Comments made in public are often misinterpreted and foster ill will between negotiating parties, Fretz added.
"I don't like to generalize, but television -- they're looking for a sound bite," he said. "Once you start talking to the television, radio, newspaper ... there's a chance for misunderstanding."
Surprise Councilman John Williams said any deals struck between the city and unions would become public when they're discussed during the City Council's annual budget workshops, which are in April. Deals will be approved or rejected as part of the budget, usually in late May or early June.
Williams said the city isn't trying to hide anything from the public but instead is trying to take "a lot of the politics out of it, and it keeps it at that staffing level, where I think it should stay."
Other cities provide much less time for the public to digest information contained in a city-union agreement.
Capt. Pete Gorraiz, United Phoenix Firefighters Association president, said the agreements between Phoenix's public-safety unions and managers aren't made public until a week before the council takes a vote.
He acknowledged that's not enough time for a public perusal but residents elect council members to act in their best interests.
"The reality is nobody looks at it anyway," he said, except special-interest groups.
Phoenix Councilman Michael Johnson, who serves on the city's public-safety committee, said the rules avoid a cycle of accusations and counteraccusations. Like a jury awaiting evidence in a trial before it reaches a decision, the public needs to have city-union agreements before weighing in, he said.
Dan Barr, a Valley attorney who specializes in First Amendment cases, said the laws seem intended to cut the public out of the process.

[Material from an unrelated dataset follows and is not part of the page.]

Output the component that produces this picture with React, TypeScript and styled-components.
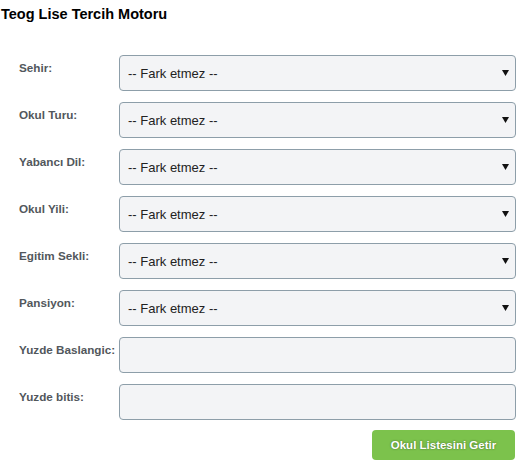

"They're saying, 'We don't want you to be talking publicly about this, because Lord forbid that the public weigh in on what's going on,' " Barr said.
Barr said the ordinance's privacy provision would not hold up in court under the state's Public Records Law.
"Arizona courts have held repeatedly that the promise of confidentiality between a public body and whomever they're dealing with is not enough to overcome disclosure," Barr said.